A handwritten letter by Henry Parish to his mother contained similar sentiments.

Handwritten letter from Henry Parish to his mother, 1795

The execution was also used by political radicals with wider concerns, who referenced it in seditious poems attacking the cruelty of King George III and Prime Minister WIlliam Pitt the Younger. Longstaff-Tyrell quotes one poem that was posted around Sussex following the executions in Hove, including the following lines:

‘Soldiers to arms and revenge your Cause

On those bloody numbskulls, Pitt and George.

For since they no longer can send you to France

To be murdered like Swine, or pierc’d by the Lance

You are sent for by Express to make a speedy Return

To be shot like a Crow, or hang’d in your Turn’

There was, of course, no revolution in England, and both the king and Prime Minister would survive in power for several more years.

Prince Frederick continued to lead the army for almost twenty five years. Although he was forced to resign as Commander in Chief following a scandal with his mistress in 1809, he was reappointed to the role in 1811 by his older brother George, then Prince Regent. He remained in that role until his death in 1820, although he is now largely remembered as the likely inspiration for the Grand Old Duke of York in the popular nusery rhyme.

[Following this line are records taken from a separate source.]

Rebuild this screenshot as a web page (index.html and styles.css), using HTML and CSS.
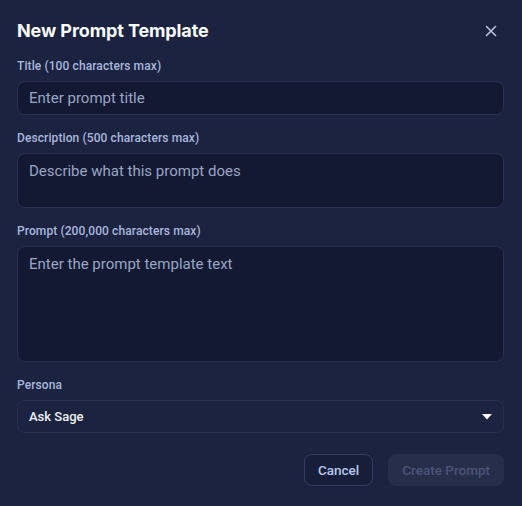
FILE: index.html
```html
<!DOCTYPE html>
<html>
<head>
<meta charset="utf-8">
<link rel="stylesheet" href="styles.css">
</head>
<body>
<div class="modal">
  <div class="header">
    <h1 class="title">New Prompt Template</h1>
    <button class="close" aria-label="Close">
      <svg width="12" height="12" viewBox="0 0 12 12"><path d="M1.5 1.5 L10.5 10.5 M10.5 1.5 L1.5 10.5" stroke="currentColor" stroke-width="1.6" stroke-linecap="round"/></svg>
    </button>
  </div>
  <div class="field">
    <label class="label">Title (100 characters max)</label>
    <input class="input" type="text" placeholder="Enter prompt title">
  </div>
  <div class="field">
    <label class="label">Description (500 characters max)</label>
    <textarea class="input area-desc" placeholder="Describe what this prompt does"></textarea>
  </div>
  <div class="field">
    <label class="label">Prompt (200,000 characters max)</label>
    <textarea class="input area-prompt" placeholder="Enter the prompt template text"></textarea>
  </div>
  <div class="field">
    <label class="label">Persona</label>
    <div class="select">
      <span class="select-value">Ask Sage</span>
      <svg class="caret" width="10" height="6" viewBox="0 0 10 6"><path d="M0 0 H10 L5 5.5 Z" fill="#ffffff"/></svg>
    </div>
  </div>
  <div class="actions">
    <button class="btn btn-cancel">Cancel</button>
    <button class="btn btn-create" disabled>Create Prompt</button>
  </div>
</div>
</body>
</html>
```
FILE: styles.css
```css
* { box-sizing: border-box; }
html, body {
  margin: 0;
  padding: 0;
  background: #1c2340;
  font-family: Roboto, "Noto Sans", sans-serif;
}
.modal {
  width: 522px;
  height: 506px;
  padding: 17px 18px 0 17px;
  background: #1c2340;
}
.header {
  display: flex;
  align-items: center;
  justify-content: space-between;
  height: 28px;
  margin-bottom: 13px;
}
.title {
  margin: 0;
  font-family: Inter, "Noto Sans", sans-serif;
  font-size: 18px;
  line-height: 28px;
  font-weight: 700;
  color: #ffffff;
  letter-spacing: -0.1px;
}
.close {
  background: none;
  border: none;
  padding: 0;
  margin-right: 7px;
  color: #b9c1de;
  display: flex;
  cursor: pointer;
}
.field {
  display: flex;
  flex-direction: column;
  margin-bottom: 15px;
}
.label {
  font-size: 12px;
  line-height: 16px;
  font-weight: 500;
  color: #a9b7de;
  margin-bottom: 7px;
  letter-spacing: 0.1px;
}
.input {
  width: 100%;
  height: 34px;
  background: #131932;
  border: 1px solid #28304f;
  border-radius: 8px;
  padding: 0 11px;
  font-family: Roboto, "Noto Sans", sans-serif;
  font-size: 15px;
  color: #e6eaf6;
  outline: none;
  resize: none;
  display: block;
}
.input::placeholder { color: #9aa5c4; opacity: 1; }
textarea.input {
  padding: 7px 11px;
  line-height: 20px;
}
.area-desc { height: 55px; }
.area-prompt { height: 116px; }
.select {
  height: 33px;
  border: 1px solid #28304f;
  border-radius: 8px;
  display: flex;
  align-items: center;
  justify-content: space-between;
  padding: 0 11px;
}
.select-value {
  font-size: 13px;
  font-weight: 500;
  color: #eef1fa;
}
.caret { margin-top: 1px; }
.actions {
  display: flex;
  justify-content: flex-end;
  gap: 15px;
  margin-top: 21px;
}
.btn {
  height: 32px;
  border-radius: 8px;
  font-family: Roboto, "Noto Sans", sans-serif;
  font-size: 13.5px;
  font-weight: 500;
  padding: 0 13px;
}
.btn-cancel {
  background: #171e39;
  border: 1px solid #343d62;
  color: #b7c7f0;
}
.btn-create {
  background: #272e4b;
  border: 1px solid #272e4b;
  color: #4c5479;
}
```
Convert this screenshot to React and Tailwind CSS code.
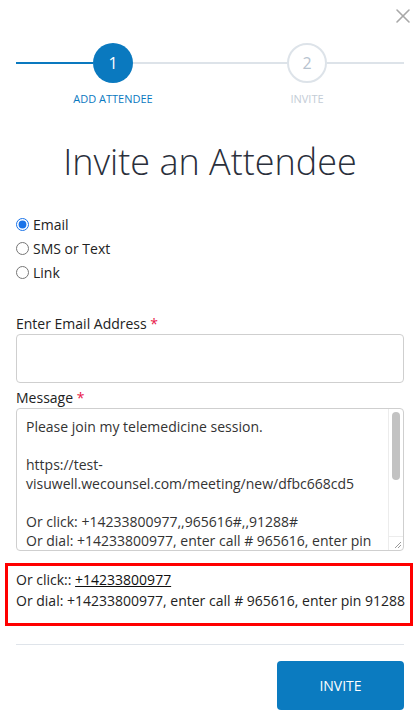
import React from 'react'
import { X } from 'lucide-react'

const message = `Please join my telemedicine session.

https://test-visuwell.wecounsel.com/meeting/new/dfbc668cd5

Or click: +14233800977,,965616#,,91288#
Or dial: +14233800977, enter call # 965616, enter pin 91288`

function Step({ number, label, active, first }) {
  return (
    <div className="flex flex-col items-center">
      <div className="flex items-center w-full">
        <div className={`flex-1 h-[2px] ${active && first ? 'bg-[#0a79bf]' : 'bg-[#dde3e9]'}`} />
        <div
          className={
            active
              ? 'w-10 h-10 rounded-full bg-[#0a79bf] text-white flex items-center justify-center text-[16px]'
              : 'w-10 h-10 rounded-full border-2 border-[#dde3e9] text-[#b7c3cf] flex items-center justify-center text-[16px]'
          }
        >
          {number}
        </div>
        <div className="flex-1 h-[2px] bg-[#dde3e9]" />
      </div>
      <div className={`mt-[8px] text-[11px] leading-[15px] ${active ? 'text-[#0a79bf]' : 'text-[#c3ccd6]'}`}>
        {label}
      </div>
    </div>
  )
}

function Radio({ label, checked }) {
  return (
    <label className="flex items-center h-[24px] gap-[4px] text-[14px] text-[#222]">
      <input type="radio" name="method" defaultChecked={checked} className="m-0 w-[13px] h-[13px] accent-[#1a73e8]" />
      <span>{label}</span>
    </label>
  )
}

export default function App() {
  return (
    <div className="relative w-[419px] h-[721px] bg-white overflow-hidden font-['Open_Sans',sans-serif] text-[#222]">
      <button className="absolute left-[391px] top-[4px] text-[#a8a8a8]" aria-label="Close">
        <X size={24} strokeWidth={1.6} />
      </button>

      <div className="px-[16px] pr-[15px] pt-[43px]">
        <div className="grid grid-cols-2">
          <Step number="1" label="ADD ATTENDEE" active first />
          <Step number="2" label="INVITE" />
        </div>

        <h1 className="mt-[33px] text-center text-[36px] leading-[46px] font-light text-[#2a2f3b]">
          Invite an Attendee
        </h1>

        <div className="mt-[27px] flex flex-col">
          <Radio label="Email" checked />
          <Radio label="SMS or Text" />
          <Radio label="Link" />
        </div>

        <div className="mt-[30px] text-[14px] leading-[19px]">
          Enter Email Address <span className="text-[#e8174a]">*</span>
        </div>
        <div className="mt-[1px] h-[49px] border border-[#cfcfcf] rounded-[4px]" />

        <div className="mt-[5px] text-[14px] leading-[19px]">
          Message <span className="text-[#e8174a]">*</span>
        </div>
        <div className="mt-[1px] h-[143px] border border-[#cfcfcf] rounded-[4px] flex overflow-hidden">
          <div className="flex-1 pl-[9px] pr-[4px] pt-[8px] text-[14px] leading-[19px] text-[#333] whitespace-pre-wrap overflow-hidden">
            {message}
          </div>
          <div className="w-[15px] border-l border-[#ececec] flex flex-col">
            <div className="flex-1 pt-[3px] flex justify-center">
              <div className="w-[8px] h-[68px] rounded-full bg-[#c2c2c2]" />
            </div>
            <div className="h-[14px] border-t border-[#ececec] flex items-end justify-end">
              <svg width="10" height="10" viewBox="0 0 10 10" className="mb-[1px] mr-[1px]">
                <path d="M9 3 L3 9 M9 6 L6 9" stroke="#9a9a9a" strokeWidth="1" />
              </svg>
            </div>
          </div>
        </div>

        <div className="mt-[12px] ml-[-11px] mr-[-9px] border-[3px] border-[#ff0000] pl-[8px] pt-[3px] pb-[12px] text-[14px] leading-[21px]">
          <div>
            Or click:: <a href="#" className="underline text-[#111]">+14233800977</a>
          </div>
          <div>Or dial: +14233800977, enter call # 965616, enter pin 91288</div>
        </div>

        <div className="mt-[18px] border-t border-[#dfe4ea]" />

        <div className="mt-[16px] flex justify-end">
          <button className="w-[127px] h-[49px] rounded-[4px] bg-[#0b7bc0] text-white text-[14px]">INVITE</button>
        </div>
      </div>
    </div>
  )
}
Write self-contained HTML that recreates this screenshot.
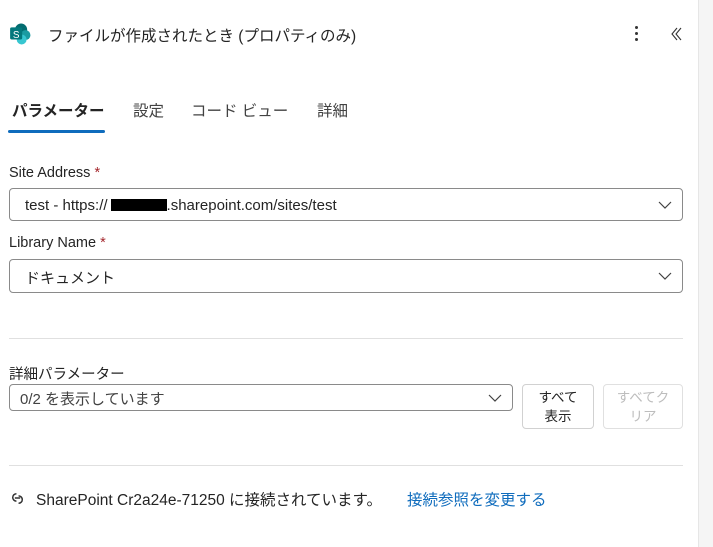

Although he was almost certainly a witness to the execution, Henry Thomas Austen also continued his miltary career. The Oxford Milita were stripped of their royal title as a result of the mutiny, but Austen served with them until 1801, by which time he had risen to the rank of captain. He continued in banking until a bank he co-founded collapsed in 1816. Thereafter he took up a career in the church until his death in 1850.

But Henry Austen’s most lasting work was his contribution to securing his sister’s literary legacy. After Jane Austen’s death in 1817 he arranged for the posthumous publication of Northanger Abbey and Persuasion. He also contributed biographies of Jane to some of the subsequent editions of her works.